» **WORK REQUIRED**:
Write out the listing below without alteration, omitting its pictures.

start SUPPLIED INFORMATION

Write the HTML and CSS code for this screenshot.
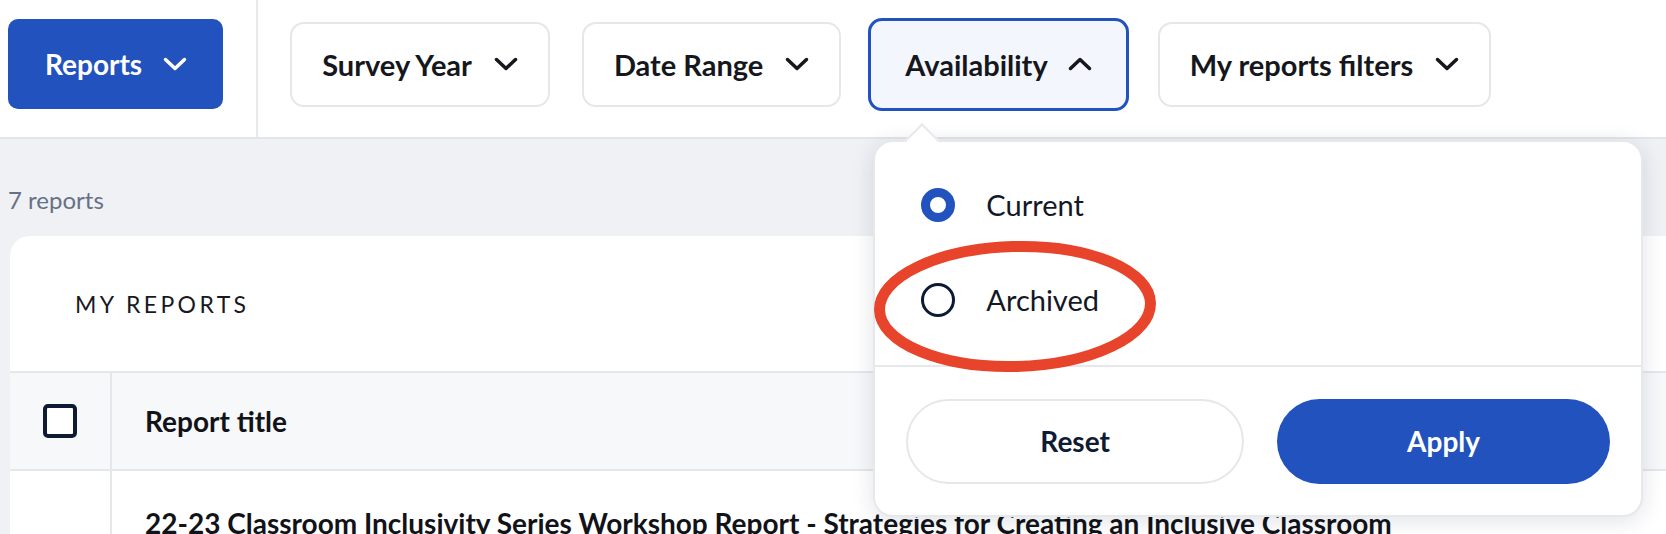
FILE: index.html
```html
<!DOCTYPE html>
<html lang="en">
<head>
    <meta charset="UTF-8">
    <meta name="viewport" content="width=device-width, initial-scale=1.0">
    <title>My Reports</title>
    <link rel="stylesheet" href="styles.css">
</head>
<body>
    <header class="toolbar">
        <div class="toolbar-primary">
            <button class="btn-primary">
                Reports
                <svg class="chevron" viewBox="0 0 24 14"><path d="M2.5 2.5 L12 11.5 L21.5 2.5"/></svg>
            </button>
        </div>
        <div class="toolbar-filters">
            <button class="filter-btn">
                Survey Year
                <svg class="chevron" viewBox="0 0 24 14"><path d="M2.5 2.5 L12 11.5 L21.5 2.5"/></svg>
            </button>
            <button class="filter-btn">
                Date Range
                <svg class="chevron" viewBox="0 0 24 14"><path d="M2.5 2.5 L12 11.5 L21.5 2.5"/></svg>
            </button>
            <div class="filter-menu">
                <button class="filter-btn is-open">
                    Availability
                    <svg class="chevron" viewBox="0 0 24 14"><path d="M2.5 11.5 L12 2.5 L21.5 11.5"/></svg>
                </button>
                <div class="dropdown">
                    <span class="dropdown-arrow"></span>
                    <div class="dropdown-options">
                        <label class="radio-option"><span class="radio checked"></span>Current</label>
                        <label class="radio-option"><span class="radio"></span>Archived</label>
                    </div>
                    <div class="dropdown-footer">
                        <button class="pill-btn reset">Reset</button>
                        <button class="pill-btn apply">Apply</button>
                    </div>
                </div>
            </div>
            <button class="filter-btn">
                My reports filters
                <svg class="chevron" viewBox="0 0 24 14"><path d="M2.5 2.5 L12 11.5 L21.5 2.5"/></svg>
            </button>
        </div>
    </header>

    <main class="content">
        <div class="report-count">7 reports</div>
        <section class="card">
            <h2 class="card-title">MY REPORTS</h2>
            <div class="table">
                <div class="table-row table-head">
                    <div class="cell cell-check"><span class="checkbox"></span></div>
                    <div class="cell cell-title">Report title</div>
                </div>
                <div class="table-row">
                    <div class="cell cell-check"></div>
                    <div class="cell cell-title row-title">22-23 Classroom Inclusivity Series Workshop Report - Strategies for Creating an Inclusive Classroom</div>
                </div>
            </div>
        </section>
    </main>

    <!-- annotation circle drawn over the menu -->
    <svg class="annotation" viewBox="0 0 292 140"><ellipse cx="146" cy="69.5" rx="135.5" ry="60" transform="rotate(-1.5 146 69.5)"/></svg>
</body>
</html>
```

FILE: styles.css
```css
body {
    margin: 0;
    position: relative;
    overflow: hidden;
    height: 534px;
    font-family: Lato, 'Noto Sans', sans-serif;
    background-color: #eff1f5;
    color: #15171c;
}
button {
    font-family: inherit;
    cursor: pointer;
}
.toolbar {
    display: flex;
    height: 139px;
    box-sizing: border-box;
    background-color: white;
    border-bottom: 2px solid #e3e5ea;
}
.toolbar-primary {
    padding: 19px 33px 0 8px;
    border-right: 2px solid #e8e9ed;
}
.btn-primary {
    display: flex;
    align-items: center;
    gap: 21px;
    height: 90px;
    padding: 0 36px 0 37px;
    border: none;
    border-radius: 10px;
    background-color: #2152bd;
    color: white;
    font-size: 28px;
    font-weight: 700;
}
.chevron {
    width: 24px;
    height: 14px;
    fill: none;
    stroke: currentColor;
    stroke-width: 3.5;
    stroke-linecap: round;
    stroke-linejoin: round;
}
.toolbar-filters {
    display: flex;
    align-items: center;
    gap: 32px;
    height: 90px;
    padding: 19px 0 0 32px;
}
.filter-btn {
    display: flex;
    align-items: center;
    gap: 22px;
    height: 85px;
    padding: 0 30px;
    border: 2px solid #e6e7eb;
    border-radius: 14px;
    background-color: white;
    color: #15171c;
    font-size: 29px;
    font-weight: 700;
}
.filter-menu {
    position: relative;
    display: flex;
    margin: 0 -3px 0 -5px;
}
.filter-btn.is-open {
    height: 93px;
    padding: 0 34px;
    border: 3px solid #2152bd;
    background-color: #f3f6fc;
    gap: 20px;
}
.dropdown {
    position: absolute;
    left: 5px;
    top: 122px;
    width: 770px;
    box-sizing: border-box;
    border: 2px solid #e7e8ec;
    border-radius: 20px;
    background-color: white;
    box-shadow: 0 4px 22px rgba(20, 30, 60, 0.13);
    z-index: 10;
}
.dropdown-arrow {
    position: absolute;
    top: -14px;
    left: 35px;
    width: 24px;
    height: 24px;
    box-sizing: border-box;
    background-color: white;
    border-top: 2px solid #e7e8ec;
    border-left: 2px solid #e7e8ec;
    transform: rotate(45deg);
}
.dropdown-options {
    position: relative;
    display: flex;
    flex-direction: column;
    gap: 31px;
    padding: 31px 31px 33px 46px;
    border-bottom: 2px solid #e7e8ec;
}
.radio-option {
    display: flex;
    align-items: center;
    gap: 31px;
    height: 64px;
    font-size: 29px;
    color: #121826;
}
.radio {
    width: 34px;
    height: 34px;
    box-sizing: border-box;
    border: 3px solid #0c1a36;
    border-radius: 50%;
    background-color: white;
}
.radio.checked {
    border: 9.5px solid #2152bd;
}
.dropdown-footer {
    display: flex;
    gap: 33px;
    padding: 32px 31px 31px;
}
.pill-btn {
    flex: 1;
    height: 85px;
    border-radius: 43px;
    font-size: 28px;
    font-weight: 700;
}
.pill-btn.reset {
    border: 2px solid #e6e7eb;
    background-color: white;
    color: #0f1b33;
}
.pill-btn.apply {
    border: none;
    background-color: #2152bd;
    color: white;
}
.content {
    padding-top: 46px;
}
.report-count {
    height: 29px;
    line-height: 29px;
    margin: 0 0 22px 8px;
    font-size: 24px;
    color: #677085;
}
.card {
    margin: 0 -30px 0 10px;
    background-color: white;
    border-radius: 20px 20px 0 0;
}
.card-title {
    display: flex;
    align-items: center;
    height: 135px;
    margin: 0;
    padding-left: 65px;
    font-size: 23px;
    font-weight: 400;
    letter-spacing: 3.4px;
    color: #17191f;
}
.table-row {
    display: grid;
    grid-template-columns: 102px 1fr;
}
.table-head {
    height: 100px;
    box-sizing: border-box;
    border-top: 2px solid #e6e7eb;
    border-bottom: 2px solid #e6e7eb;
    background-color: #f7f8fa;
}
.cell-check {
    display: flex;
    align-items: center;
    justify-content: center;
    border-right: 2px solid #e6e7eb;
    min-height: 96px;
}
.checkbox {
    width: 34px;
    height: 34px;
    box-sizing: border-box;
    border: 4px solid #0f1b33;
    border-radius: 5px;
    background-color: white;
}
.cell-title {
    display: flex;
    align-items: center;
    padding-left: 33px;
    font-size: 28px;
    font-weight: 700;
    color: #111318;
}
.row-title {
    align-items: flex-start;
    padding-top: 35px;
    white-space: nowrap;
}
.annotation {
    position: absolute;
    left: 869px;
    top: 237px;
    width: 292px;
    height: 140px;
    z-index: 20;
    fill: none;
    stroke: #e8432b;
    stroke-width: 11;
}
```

end SUPPLIED INFORMATION

» **EXERCISE SOLUTION**:
Write the HTML and CSS code for this screenshot.
FILE: index.html
```html
<!DOCTYPE html>
<html lang="en">
<head>
    <meta charset="UTF-8">
    <meta name="viewport" content="width=device-width, initial-scale=1.0">
    <title>My Reports</title>
    <link rel="stylesheet" href="styles.css">
</head>
<body>
    <header class="toolbar">
        <div class="toolbar-primary">
            <button class="btn-primary">
                Reports
                <svg class="chevron" viewBox="0 0 24 14"><path d="M2.5 2.5 L12 11.5 L21.5 2.5"/></svg>
            </button>
        </div>
        <div class="toolbar-filters">
            <button class="filter-btn">
                Survey Year
                <svg class="chevron" viewBox="0 0 24 14"><path d="M2.5 2.5 L12 11.5 L21.5 2.5"/></svg>
            </button>
            <button class="filter-btn">
                Date Range
                <svg class="chevron" viewBox="0 0 24 14"><path d="M2.5 2.5 L12 11.5 L21.5 2.5"/></svg>
            </button>
            <div class="filter-menu">
                <button class="filter-btn is-open">
                    Availability
                    <svg class="chevron" viewBox="0 0 24 14"><path d="M2.5 11.5 L12 2.5 L21.5 11.5"/></svg>
                </button>
                <div class="dropdown">
                    <span class="dropdown-arrow"></span>
                    <div class="dropdown-options">
                        <label class="radio-option"><span class="radio checked"></span>Current</label>
                        <label class="radio-option"><span class="radio"></span>Archived</label>
                    </div>
                    <div class="dropdown-footer">
                        <button class="pill-btn reset">Reset</button>
                        <button class="pill-btn apply">Apply</button>
                    </div>
                </div>
            </div>
            <button class="filter-btn">
                My reports filters
                <svg class="chevron" viewBox="0 0 24 14"><path d="M2.5 2.5 L12 11.5 L21.5 2.5"/></svg>
            </button>
        </div>
    </header>

    <main class="content">
        <div class="report-count">7 reports</div>
        <section class="card">
            <h2 class="card-title">MY REPORTS</h2>
            <div class="table">
                <div class="table-row table-head">
                    <div class="cell cell-check"><span class="checkbox"></span></div>
                    <div class="cell cell-title">Report title</div>
                </div>
                <div class="table-row">
                    <div class="cell cell-check"></div>
                    <div class="cell cell-title row-title">22-23 Classroom Inclusivity Series Workshop Report - Strategies for Creating an Inclusive Classroom</div>
                </div>
            </div>
        </section>
    </main>

    <!-- annotation circle drawn over the menu -->
    <svg class="annotation" viewBox="0 0 292 140"><ellipse cx="146" cy="69.5" rx="135.5" ry="60" transform="rotate(-1.5 146 69.5)"/></svg>
</body>
</html>
```

FILE: styles.css
```css
body {
    margin: 0;
    position: relative;
    overflow: hidden;
    height: 534px;
    font-family: Lato, 'Noto Sans', sans-serif;
    background-color: #eff1f5;
    color: #15171c;
}
button {
    font-family: inherit;
    cursor: pointer;
}
.toolbar {
    display: flex;
    height: 139px;
    box-sizing: border-box;
    background-color: white;
    border-bottom: 2px solid #e3e5ea;
}
.toolbar-primary {
    padding: 19px 33px 0 8px;
    border-right: 2px solid #e8e9ed;
}
.btn-primary {
    display: flex;
    align-items: center;
    gap: 21px;
    height: 90px;
    padding: 0 36px 0 37px;
    border: none;
    border-radius: 10px;
    background-color: #2152bd;
    color: white;
    font-size: 28px;
    font-weight: 700;
}
.chevron {
    width: 24px;
    height: 14px;
    fill: none;
    stroke: currentColor;
    stroke-width: 3.5;
    stroke-linecap: round;
    stroke-linejoin: round;
}
.toolbar-filters {
    display: flex;
    align-items: center;
    gap: 32px;
    height: 90px;
    padding: 19px 0 0 32px;
}
.filter-btn {
    display: flex;
    align-items: center;
    gap: 22px;
    height: 85px;
    padding: 0 30px;
    border: 2px solid #e6e7eb;
    border-radius: 14px;
    background-color: white;
    color: #15171c;
    font-size: 29px;
    font-weight: 700;
}
.filter-menu {
    position: relative;
    display: flex;
    margin: 0 -3px 0 -5px;
}
.filter-btn.is-open {
    height: 93px;
    padding: 0 34px;
    border: 3px solid #2152bd;
    background-color: #f3f6fc;
    gap: 20px;
}
.dropdown {
    position: absolute;
    left: 5px;
    top: 122px;
    width: 770px;
    box-sizing: border-box;
    border: 2px solid #e7e8ec;
    border-radius: 20px;
    background-color: white;
    box-shadow: 0 4px 22px rgba(20, 30, 60, 0.13);
    z-index: 10;
}
.dropdown-arrow {
    position: absolute;
    top: -14px;
    left: 35px;
    width: 24px;
    height: 24px;
    box-sizing: border-box;
    background-color: white;
    border-top: 2px solid #e7e8ec;
    border-left: 2px solid #e7e8ec;
    transform: rotate(45deg);
}
.dropdown-options {
    position: relative;
    display: flex;
    flex-direction: column;
    gap: 31px;
    padding: 31px 31px 33px 46px;
    border-bottom: 2px solid #e7e8ec;
}
.radio-option {
    display: flex;
    align-items: center;
    gap: 31px;
    height: 64px;
    font-size: 29px;
    color: #121826;
}
.radio {
    width: 34px;
    height: 34px;
    box-sizing: border-box;
    border: 3px solid #0c1a36;
    border-radius: 50%;
    background-color: white;
}
.radio.checked {
    border: 9.5px solid #2152bd;
}
.dropdown-footer {
    display: flex;
    gap: 33px;
    padding: 32px 31px 31px;
}
.pill-btn {
    flex: 1;
    height: 85px;
    border-radius: 43px;
    font-size: 28px;
    font-weight: 700;
}
.pill-btn.reset {
    border: 2px solid #e6e7eb;
    background-color: white;
    color: #0f1b33;
}
.pill-btn.apply {
    border: none;
    background-color: #2152bd;
    color: white;
}
.content {
    padding-top: 46px;
}
.report-count {
    height: 29px;
    line-height: 29px;
    margin: 0 0 22px 8px;
    font-size: 24px;
    color: #677085;
}
.card {
    margin: 0 -30px 0 10px;
    background-color: white;
    border-radius: 20px 20px 0 0;
}
.card-title {
    display: flex;
    align-items: center;
    height: 135px;
    margin: 0;
    padding-left: 65px;
    font-size: 23px;
    font-weight: 400;
    letter-spacing: 3.4px;
    color: #17191f;
}
.table-row {
    display: grid;
    grid-template-columns: 102px 1fr;
}
.table-head {
    height: 100px;
    box-sizing: border-box;
    border-top: 2px solid #e6e7eb;
    border-bottom: 2px solid #e6e7eb;
    background-color: #f7f8fa;
}
.cell-check {
    display: flex;
    align-items: center;
    justify-content: center;
    border-right: 2px solid #e6e7eb;
    min-height: 96px;
}
.checkbox {
    width: 34px;
    height: 34px;
    box-sizing: border-box;
    border: 4px solid #0f1b33;
    border-radius: 5px;
    background-color: white;
}
.cell-title {
    display: flex;
    align-items: center;
    padding-left: 33px;
    font-size: 28px;
    font-weight: 700;
    color: #111318;
}
.row-title {
    align-items: flex-start;
    padding-top: 35px;
    white-space: nowrap;
}
.annotation {
    position: absolute;
    left: 869px;
    top: 237px;
    width: 292px;
    height: 140px;
    z-index: 20;
    fill: none;
    stroke: #e8432b;
    stroke-width: 11;
}
```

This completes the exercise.